Mention “co-production” to someone and the chances are most people won’t know what you’re talking about. But although the vocabulary of co-production isn’t well known, the practice of it is increasingly happening all around us. Almost any service can be co-produced: while the actual process and activities can vary, it almost always looks and feels the same as the principles which underpin the approach are manifested in everyday practices, as well as in strategic level governance.
For example, Learning to Lead is a national programme of self-elected school councils where students establish and run a range of action groups from the food growing team to school improvements and science class advisory groups. Through this model, young people work together to identify their own areas for action, set agendas, run projects, set targets, and are active at the point of delivery. Their action allows them to become, as one student said, ‘the crew and not the passengers’ of their education, and in providing students with the space and responsibility they act into the role, developing valuable skills and – more importantly, a vested interest in their school and education.
At Merevale House, a residential home for people with dementia, residents participate fully in the running of the home: staff and residents cook meals together, garden together and work in partnership to run the centre’s services and activities.
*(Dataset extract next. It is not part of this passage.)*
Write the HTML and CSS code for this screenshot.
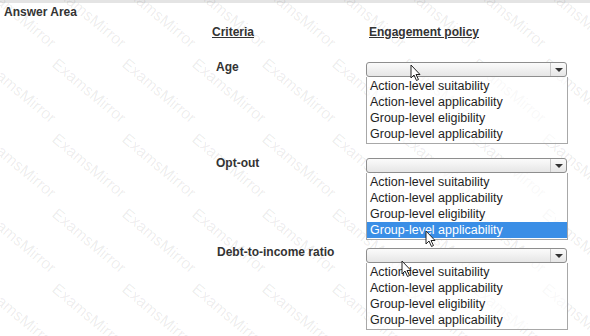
FILE: index.html
```html
<!DOCTYPE html>
<html>
<head>
<meta charset="utf-8">
<link rel="stylesheet" href="styles.css">
</head>
<body>
<div class="page">
  <div class="topband"></div>
  <div class="title">Answer Area</div>
  <div class="table">
    <div class="head">Criteria</div>
    <div class="head">Engagement policy</div>

    <div class="label row1">Age</div>
    <div class="field row1">
      <div class="select"><span class="arrow"></span></div>
      <ul class="list">
        <li>Action-level suitability</li>
        <li>Action-level applicability</li>
        <li>Group-level eligibility</li>
        <li>Group-level applicability</li>
      </ul>
    </div>

    <div class="label row2">Opt-out</div>
    <div class="field row2">
      <div class="select"><span class="arrow"></span></div>
      <ul class="list">
        <li>Action-level suitability</li>
        <li>Action-level applicability</li>
        <li>Group-level eligibility</li>
        <li class="sel">Group-level applicability</li>
      </ul>
    </div>

    <div class="label row3">Debt-to-income ratio</div>
    <div class="field row3">
      <div class="select"><span class="arrow"></span></div>
      <ul class="list">
        <li>Action-level suitability</li>
        <li>Action-level applicability</li>
        <li>Group-level eligibility</li>
        <li>Group-level applicability</li>
      </ul>
    </div>
  </div>

  <div class="watermarks">
    <span>ExamsMirror</span><span>ExamsMirror</span><span>ExamsMirror</span><span>ExamsMirror</span><span>ExamsMirror</span><span>ExamsMirror</span><span>ExamsMirror</span><span>ExamsMirror</span><span>ExamsMirror</span>
    <span>ExamsMirror</span><span>ExamsMirror</span><span>ExamsMirror</span><span>ExamsMirror</span><span>ExamsMirror</span><span>ExamsMirror</span><span>ExamsMirror</span><span>ExamsMirror</span><span>ExamsMirror</span>
    <span>ExamsMirror</span><span>ExamsMirror</span><span>ExamsMirror</span><span>ExamsMirror</span><span>ExamsMirror</span><span>ExamsMirror</span><span>ExamsMirror</span><span>ExamsMirror</span><span>ExamsMirror</span>
    <span>ExamsMirror</span><span>ExamsMirror</span><span>ExamsMirror</span><span>ExamsMirror</span><span>ExamsMirror</span><span>ExamsMirror</span><span>ExamsMirror</span><span>ExamsMirror</span><span>ExamsMirror</span>
    <span>ExamsMirror</span><span>ExamsMirror</span><span>ExamsMirror</span><span>ExamsMirror</span><span>ExamsMirror</span><span>ExamsMirror</span><span>ExamsMirror</span><span>ExamsMirror</span><span>ExamsMirror</span>
  </div>

  <svg class="cursor c1" width="12" height="18" viewBox="0 0 12 18"><path d="M1 1 L1 14 L4 11 L6.5 16.5 L8.5 15.5 L6 10.5 L10 10.5 Z" fill="#fff" stroke="#222" stroke-width="1"/></svg>
  <svg class="cursor c2" width="12" height="18" viewBox="0 0 12 18"><path d="M1 1 L1 14 L4 11 L6.5 16.5 L8.5 15.5 L6 10.5 L10 10.5 Z" fill="#fff" stroke="#222" stroke-width="1"/></svg>
  <svg class="cursor c3" width="12" height="18" viewBox="0 0 12 18"><path d="M1 1 L1 14 L4 11 L6.5 16.5 L8.5 15.5 L6 10.5 L10 10.5 Z" fill="#fff" stroke="#222" stroke-width="1"/></svg>
</div>
</body>
</html>
```

FILE: styles.css
```css
html, body {
  margin: 0;
  padding: 0;
  background: #fff;
}
.page {
  position: relative;
  width: 590px;
  height: 336px;
  overflow: hidden;
  font-family: "Liberation Sans", Arial, sans-serif;
  color: #222;
}
.topband {
  height: 3px;
  background: #e4e4e4;
}
.title {
  font-size: 12px;
  font-weight: bold;
  color: #333;
  padding: 2px 0 0 4px;
  line-height: 14px;
  position: relative;
  z-index: 2;
}
.table {
  display: grid;
  grid-template-columns: 154px 204px;
  margin-left: 212px;
  margin-top: 7px;
  position: relative;
  z-index: 2;
}
.head {
  font-size: 12px;
  font-weight: bold;
  text-decoration: underline;
  color: #333;
  line-height: 13px;
}
.head + .head {
  padding-left: 3px;
}
.label {
  font-size: 12px;
  font-weight: bold;
  color: #333;
  padding-left: 4px;
  line-height: 13px;
}
.row1 { margin-top: 23px; }
.label.row1 { margin-top: 22px; }
.row2 { margin-top: 14px; }
.label.row2 { margin-top: 13px; }
.row3 { margin-top: 8px; }
.label.row3 { margin-top: 6px; padding-left: 5px; }
.field {
  display: flex;
  flex-direction: column;
  width: 202px;
}
.select {
  height: 13px;
  border: 1px solid #8e8e8e;
  border-radius: 3px;
  background: linear-gradient(#fbfbfb, #e6e6e6);
  position: relative;
  margin-right: 1px;
}
.arrow {
  position: absolute;
  right: 0;
  top: 0;
  bottom: 0;
  width: 15px;
  border-left: 1px solid #c8c8c8;
}
.arrow::after {
  content: "";
  position: absolute;
  left: 4px;
  top: 5px;
  border-left: 4px solid transparent;
  border-right: 4px solid transparent;
  border-top: 4px solid #333;
}
.list {
  list-style: none;
  margin: 0;
  padding: 1px 0 1px;
  border: 1px solid #a8a8a8;
  border-top: none;
  background: rgba(255,255,255,0.6);
}
.list li {
  font-size: 12.5px;
  line-height: 16px;
  height: 16px;
  padding-left: 3px;
  color: #1e1e1e;
  white-space: nowrap;
}
.list li.sel {
  background: #3a8ee6;
  color: #fff;
}
.watermarks {
  position: absolute;
  left: -30px;
  top: -20px;
  display: grid;
  grid-template-columns: repeat(9, 70px);
  grid-auto-rows: 75px;
  z-index: 1;
  pointer-events: none;
}
.watermarks span {
  display: block;
  font-family: "Liberation Sans", Arial, sans-serif;
  font-size: 16px;
  color: rgba(0,0,0,0.08);
  transform: rotate(40deg);
  transform-origin: 0 0;
  white-space: nowrap;
  margin-left: 20px;
}
.cursor {
  position: absolute;
  z-index: 3;
}
.c1 { left: 410px; top: 64px; }
.c2 { left: 425px; top: 230px; }
.c3 { left: 401px; top: 260px; }
```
Similarly, Local Area Co-ordination (LAC) a model developed in Australia, demonstrates the fundamental shift from someone having a ‘voice’ in the service to being an active agent in its creation. The model employs a local area co-ordinator within a given area where they are linked to between 50 – 60 individuals with disabilities. Instead of starting with the question ‘what do you need?’ which lends itself to specialist delivery interventions – the co-ordinator asks ‘what kind of life do you want to live?’ The answers to this question are more often, friendships, a job, living independently: things that we value universally and frequently a life free from the components which have traditionally made up disability services. The co-ordinator works with each individual to identify local networks and resources, such as a church group, library or local timebank that they can connect into, integrating the individual into local networks rather than allocating them due to their condition into specialist and disconnected groups and institutions. Funding and support is devolved down to an individual level and attention is paid to existing support structures, such as the family, or friends. The result has been a complete shift away from residential care or ‘drop in’ centres, and towards a more organic public department which has lowered costs, and more sustainable and valuable outcomes for people.
It all sounds simple enough. But all too often this common sense, equitable approach is marginalised in favour of specialist service interventions, shaped by the notion of ‘needs’ rather than capacities and leading to what Ed Miliband has described as ‘a letterbox approach’ to delivering public services.
The front line public (and Third) sector staff who are already experimenting with a co-productive approach all speak of the transformational effect it has had on the service, and the better outcomes for those people who use – or co-produce – services. The theoretical model leans on several principles, some of which are already familiar. However when these principles are combined, as with co-production, they represent a significant difference between co-produced services and our more traditional deficit model.
Co-production looks at people not as passive recipients, but as assets whose knowledge, experience, skills and capabilities are central to achieving more successful and sustainable outcomes. Successful co-production also builds on these assets, to enhance the capacity of the people who are so central to the outcome of the service. There is a strong element of reciprocity within co-production, and we often see mutual roles, responsibilities and expectations between people and professionals. Peer support networks are also central, and have demonstrated beneficial effects of social interaction and relationships on mental and physical well-being.
Once these elements are in place the division between professional and user often begins to erode as the delivery of the service becomes rooted in a much more organic and equal partnership. These principles are not abstract values, but are rooted in the approach of co-production that we have seen across hundreds of organisations within the UK, and globally.
There is a difference between a model which encourages, even enforces, passive consumption of services, and one which engages and mobilises people as active agents of change – where a service is not delivered in a one way (not to mention unsustainable) fashion, but is co-produced so that people can shape what their outcomes look like and grow their personal confidence and capacity through engaging in this way.
Why is this so important now? Because we are in the midst of one of those decisive moments where the possibility of transformation is in the air. For some the opportunity will result in a retreat to ‘core business’, struggling to deliver the same old services with diminishing budgets and limited impact. It’s at times like this when we need people to dare to be radical and innovative, and engage with the new opportunities that co-production represents. Whatever the political result of the election, we are facing a future where the purse strings of the public sector are significantly tightened. As an election flyer through the door the other day reminded me, ‘You can’t keep doing the same thing and expect a different result’. I couldn’t agree more.